An almost complete $t$-intersection theorem for permutations
Andrey Kupavskii
TL;DR
This work determines the maximal size of a $t$-intersecting family of permutations in $\\Sigma_n$ for the regime $n>(1+\eta)t$ and proves a sharp stability result. It introduces and refines spread-approximation techniques, coupled with a peeling procedure, to reveal that large families are structurally governed by collections $\\mathcal{A}_k$, yielding an Ahlswede–Khachatrian–type classification for permutations. The results resolve the Ellis–Friedgut–Pilpel conjecture in this range and confirm conjectures of Frankl–Deza and Cameron, with the latter showing that extremal examples can be nontrivial.
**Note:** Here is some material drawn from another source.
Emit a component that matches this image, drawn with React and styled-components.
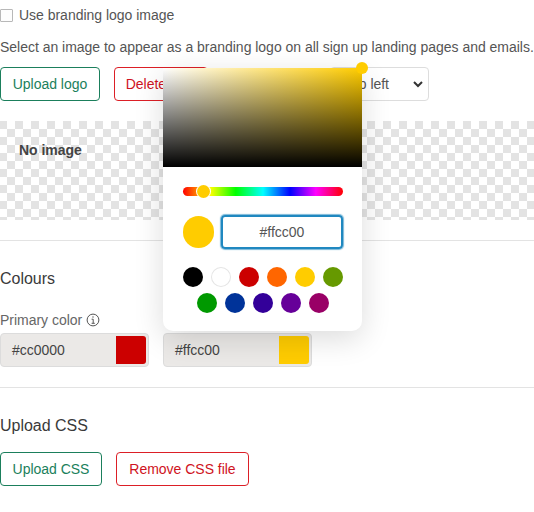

The methods provide a robust, near-complete description of forbidden-intersection phenomena for permutations and may extend to other combinatorial structures, highlighting the broader impact of spread-based and density-augmentation approaches.
Abstract
For any $ε>0$ and $n>(1+ε)t$, $n>n_0(ε)$ we determine the size of the largest $t$-intersecting family of permutations, as well as give a sharp stability result. This resolves a conjecture of Ellis, Friedgut and Pilpel (2011) and shows the validity of conjectures of Frankl and Deza (1977) and Cameron (1988) for $n>(1+ε)t$. We note that, for this range of parameters, the extremal examples are not necessarily trivial, and that our statement is analogous to the celebrated Ahlswede-Khachatrian theorem. The proof is based on the refinement of the method of spread approximations, recently introduced by Kupavskii and Zakharov (2022).